Start of COLLECTED MATERIAL
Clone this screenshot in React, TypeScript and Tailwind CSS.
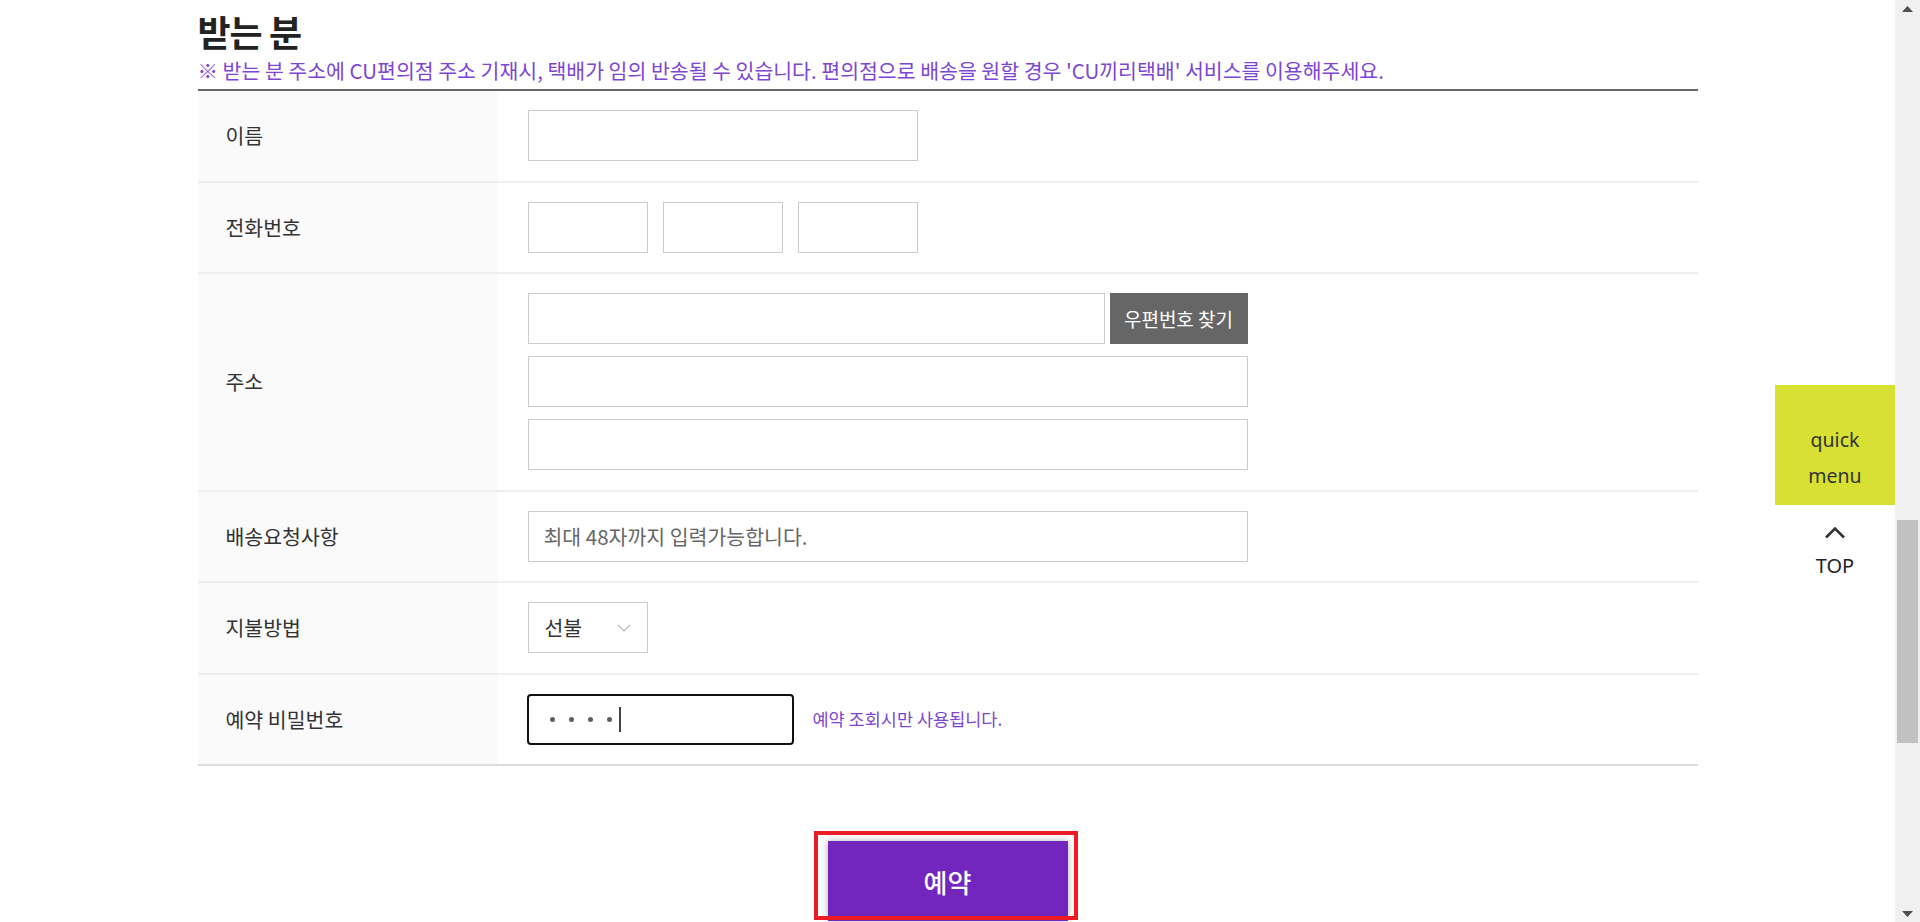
import React from "react";

const inputCls =
  "block h-[51px] border border-[#cccccc] bg-white px-[15px] text-[20.5px] text-[#333] outline-none placeholder:text-[#666]";

function Row({
  label,
  children,
  last,
}: {
  label: string;
  children: React.ReactNode;
  last?: boolean;
}) {
  return (
    <div
      className={
        "flex border-b-2 " + (last ? "border-[#dddddd]" : "border-[#eeeeee]")
      }
    >
      <div className="flex w-[300px] shrink-0 items-center bg-[#fafafa] pl-[28px] text-[20.5px] text-[#333]">
        {label}
      </div>
      <div className="flex-1 py-[19.25px] pl-[30px]">{children}</div>
    </div>
  );
}

function Scrollbar() {
  return (
    <div className="flex h-full w-[25px] shrink-0 flex-col bg-[#f0f0f0]">
      <div className="flex h-[17px] items-center justify-center">
        <svg width="11" height="6" viewBox="0 0 11 6">
          <polygon points="5.5,0 11,6 0,6" fill="#505050" />
        </svg>
      </div>
      <div className="mx-[2px] mt-[503px] h-[223px] bg-[#c1c1c1]" />
      <div className="flex-1" />
      <div className="flex h-[17px] items-center justify-center">
        <svg width="11" height="6" viewBox="0 0 11 6">
          <polygon points="0,0 11,0 5.5,6" fill="#505050" />
        </svg>
      </div>
    </div>
  );
}

function QuickMenu() {
  return (
    <div className="absolute right-[25px] top-[385px] flex w-[120px] flex-col items-center font-['Noto_Sans',sans-serif]">
      <div className="h-[120px] w-[120px] bg-[#d7e033] pt-[37px] text-center text-[19.5px] leading-[36px] text-[#333]">
        <div>quick</div>
        <div>menu</div>
      </div>
      <svg
        className="mt-[21px] block"
        width="22"
        height="13"
        viewBox="0 0 22 13"
      >
        <polyline
          points="2,11.5 11,2.5 20,11.5"
          fill="none"
          stroke="#333"
          strokeWidth="2.6"
        />
      </svg>
      <div className="mt-[15px] text-[20px] leading-[24px] text-[#222]">
        TOP
      </div>
    </div>
  );
}

export default function App() {
  return (
    <div className="relative flex h-screen w-full overflow-hidden bg-white font-['Noto_Sans_CJK_KR','Noto_Sans',sans-serif]">
      <div className="min-w-0 flex-1">
        <div className="mx-auto w-[1500px] pt-[10px]">
          <h2 className="text-[36px] font-bold leading-[42px] tracking-[-1px] text-[#222]">
            받는 분
          </h2>
          <p className="mt-[6px] text-[20.5px] leading-[24px] text-[#7d45d2]">
            ※ 받는 분 주소에 CU편의점 주소 기재시, 택배가 임의 반송될 수
            있습니다. 편의점으로 배송을 원할 경우 'CU끼리택배' 서비스를
            이용해주세요.
          </p>

          <div className="mt-[7px] border-t-2 border-[#666666]">
            <Row label="이름">
              <input className={inputCls + " w-[390px]"} readOnly />
            </Row>
            <Row label="전화번호">
              <div className="flex gap-[15px]">
                <input className={inputCls + " w-[120px]"} readOnly />
                <input className={inputCls + " w-[120px]"} readOnly />
                <input className={inputCls + " w-[120px]"} readOnly />
              </div>
            </Row>
            <Row label="주소">
              <div className="flex w-[720px] flex-col gap-[12px]">
                <div className="flex gap-[5px]">
                  <input className={inputCls + " w-[577px]"} readOnly />
                  <button className="flex h-[51px] flex-1 items-center justify-center bg-[#666666] text-[19px] text-white">
                    우편번호 찾기
                  </button>
                </div>
                <input className={inputCls + " w-[720px]"} readOnly />
                <input className={inputCls + " w-[720px]"} readOnly />
              </div>
            </Row>
            <Row label="배송요청사항">
              <input
                className={inputCls + " w-[720px]"}
                placeholder="최대 48자까지 입력가능합니다."
                readOnly
              />
            </Row>
            <Row label="지불방법">
              <div className="flex h-[51px] w-[120px] items-center justify-between border border-[#cccccc] bg-white pl-[16px] pr-[16px] text-[20.5px] text-[#333]">
                <span>선불</span>
                <svg width="14" height="8" viewBox="0 0 14 8">
                  <polyline
                    points="1,1 7,7 13,1"
                    fill="none"
                    stroke="#bbbbbb"
                    strokeWidth="1.2"
                  />
                </svg>
              </div>
            </Row>
            <Row label="예약 비밀번호" last>
              <div className="flex items-center">
                <div className="ml-[-1px] flex h-[51px] w-[267px] items-center rounded-[4px] border-2 border-[#111111] bg-white pl-[21px]">
                  <span className="h-[5px] w-[5px] rounded-full bg-[#5a5f66]" />
                  <span className="ml-[14px] h-[5px] w-[5px] rounded-full bg-[#5a5f66]" />
                  <span className="ml-[14px] h-[5px] w-[5px] rounded-full bg-[#5a5f66]" />
                  <span className="ml-[14px] h-[5px] w-[5px] rounded-full bg-[#5a5f66]" />
                  <span className="ml-[7px] h-[25px] w-[2px] bg-[#444]" />
                </div>
                <span className="ml-[19px] text-[17.5px] text-[#7d45d2]">
                  예약 조회시만 사용됩니다.
                </span>
              </div>
            </Row>
          </div>

          <div className="mt-[75px] flex justify-center">
            <div className="relative">
              <button className="flex h-[80px] w-[240px] items-center justify-center bg-[#7226be] text-[26px] font-medium text-white shadow-[0_0_8px_rgba(0,0,0,0.3)]">
                예약
              </button>
              <div className="pointer-events-none absolute left-[-14px] top-[-10px] h-[89px] w-[264px] border-4 border-[#ed1c24]" />
            </div>
          </div>
        </div>
      </div>
      <Scrollbar />
      <QuickMenu />
    </div>
  );
}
End of COLLECTED MATERIAL
* _REQUIRED WORK_: The material above holds pictures; copy everything else in it exactly.

* _COMPLETE OUTPUT_:
Clone this screenshot in React, TypeScript and Tailwind CSS.
import React from "react";

const inputCls =
  "block h-[51px] border border-[#cccccc] bg-white px-[15px] text-[20.5px] text-[#333] outline-none placeholder:text-[#666]";

function Row({
  label,
  children,
  last,
}: {
  label: string;
  children: React.ReactNode;
  last?: boolean;
}) {
  return (
    <div
      className={
        "flex border-b-2 " + (last ? "border-[#dddddd]" : "border-[#eeeeee]")
      }
    >
      <div className="flex w-[300px] shrink-0 items-center bg-[#fafafa] pl-[28px] text-[20.5px] text-[#333]">
        {label}
      </div>
      <div className="flex-1 py-[19.25px] pl-[30px]">{children}</div>
    </div>
  );
}

function Scrollbar() {
  return (
    <div className="flex h-full w-[25px] shrink-0 flex-col bg-[#f0f0f0]">
      <div className="flex h-[17px] items-center justify-center">
        <svg width="11" height="6" viewBox="0 0 11 6">
          <polygon points="5.5,0 11,6 0,6" fill="#505050" />
        </svg>
      </div>
      <div className="mx-[2px] mt-[503px] h-[223px] bg-[#c1c1c1]" />
      <div className="flex-1" />
      <div className="flex h-[17px] items-center justify-center">
        <svg width="11" height="6" viewBox="0 0 11 6">
          <polygon points="0,0 11,0 5.5,6" fill="#505050" />
        </svg>
      </div>
    </div>
  );
}

function QuickMenu() {
  return (
    <div className="absolute right-[25px] top-[385px] flex w-[120px] flex-col items-center font-['Noto_Sans',sans-serif]">
      <div className="h-[120px] w-[120px] bg-[#d7e033] pt-[37px] text-center text-[19.5px] leading-[36px] text-[#333]">
        <div>quick</div>
        <div>menu</div>
      </div>
      <svg
        className="mt-[21px] block"
        width="22"
        height="13"
        viewBox="0 0 22 13"
      >
        <polyline
          points="2,11.5 11,2.5 20,11.5"
          fill="none"
          stroke="#333"
          strokeWidth="2.6"
        />
      </svg>
      <div className="mt-[15px] text-[20px] leading-[24px] text-[#222]">
        TOP
      </div>
    </div>
  );
}

export default function App() {
  return (
    <div className="relative flex h-screen w-full overflow-hidden bg-white font-['Noto_Sans_CJK_KR','Noto_Sans',sans-serif]">
      <div className="min-w-0 flex-1">
        <div className="mx-auto w-[1500px] pt-[10px]">
          <h2 className="text-[36px] font-bold leading-[42px] tracking-[-1px] text-[#222]">
            받는 분
          </h2>
          <p className="mt-[6px] text-[20.5px] leading-[24px] text-[#7d45d2]">
            ※ 받는 분 주소에 CU편의점 주소 기재시, 택배가 임의 반송될 수
            있습니다. 편의점으로 배송을 원할 경우 'CU끼리택배' 서비스를
            이용해주세요.
          </p>

          <div className="mt-[7px] border-t-2 border-[#666666]">
            <Row label="이름">
              <input className={inputCls + " w-[390px]"} readOnly />
            </Row>
            <Row label="전화번호">
              <div className="flex gap-[15px]">
                <input className={inputCls + " w-[120px]"} readOnly />
                <input className={inputCls + " w-[120px]"} readOnly />
                <input className={inputCls + " w-[120px]"} readOnly />
              </div>
            </Row>
            <Row label="주소">
              <div className="flex w-[720px] flex-col gap-[12px]">
                <div className="flex gap-[5px]">
                  <input className={inputCls + " w-[577px]"} readOnly />
                  <button className="flex h-[51px] flex-1 items-center justify-center bg-[#666666] text-[19px] text-white">
                    우편번호 찾기
                  </button>
                </div>
                <input className={inputCls + " w-[720px]"} readOnly />
                <input className={inputCls + " w-[720px]"} readOnly />
              </div>
            </Row>
            <Row label="배송요청사항">
              <input
                className={inputCls + " w-[720px]"}
                placeholder="최대 48자까지 입력가능합니다."
                readOnly
              />
            </Row>
            <Row label="지불방법">
              <div className="flex h-[51px] w-[120px] items-center justify-between border border-[#cccccc] bg-white pl-[16px] pr-[16px] text-[20.5px] text-[#333]">
                <span>선불</span>
                <svg width="14" height="8" viewBox="0 0 14 8">
                  <polyline
                    points="1,1 7,7 13,1"
                    fill="none"
                    stroke="#bbbbbb"
                    strokeWidth="1.2"
                  />
                </svg>
              </div>
            </Row>
            <Row label="예약 비밀번호" last>
              <div className="flex items-center">
                <div className="ml-[-1px] flex h-[51px] w-[267px] items-center rounded-[4px] border-2 border-[#111111] bg-white pl-[21px]">
                  <span className="h-[5px] w-[5px] rounded-full bg-[#5a5f66]" />
                  <span className="ml-[14px] h-[5px] w-[5px] rounded-full bg-[#5a5f66]" />
                  <span className="ml-[14px] h-[5px] w-[5px] rounded-full bg-[#5a5f66]" />
                  <span className="ml-[14px] h-[5px] w-[5px] rounded-full bg-[#5a5f66]" />
                  <span className="ml-[7px] h-[25px] w-[2px] bg-[#444]" />
                </div>
                <span className="ml-[19px] text-[17.5px] text-[#7d45d2]">
                  예약 조회시만 사용됩니다.
                </span>
              </div>
            </Row>
          </div>

          <div className="mt-[75px] flex justify-center">
            <div className="relative">
              <button className="flex h-[80px] w-[240px] items-center justify-center bg-[#7226be] text-[26px] font-medium text-white shadow-[0_0_8px_rgba(0,0,0,0.3)]">
                예약
              </button>
              <div className="pointer-events-none absolute left-[-14px] top-[-10px] h-[89px] w-[264px] border-4 border-[#ed1c24]" />
            </div>
          </div>
        </div>
      </div>
      <Scrollbar />
      <QuickMenu />
    </div>
  );
}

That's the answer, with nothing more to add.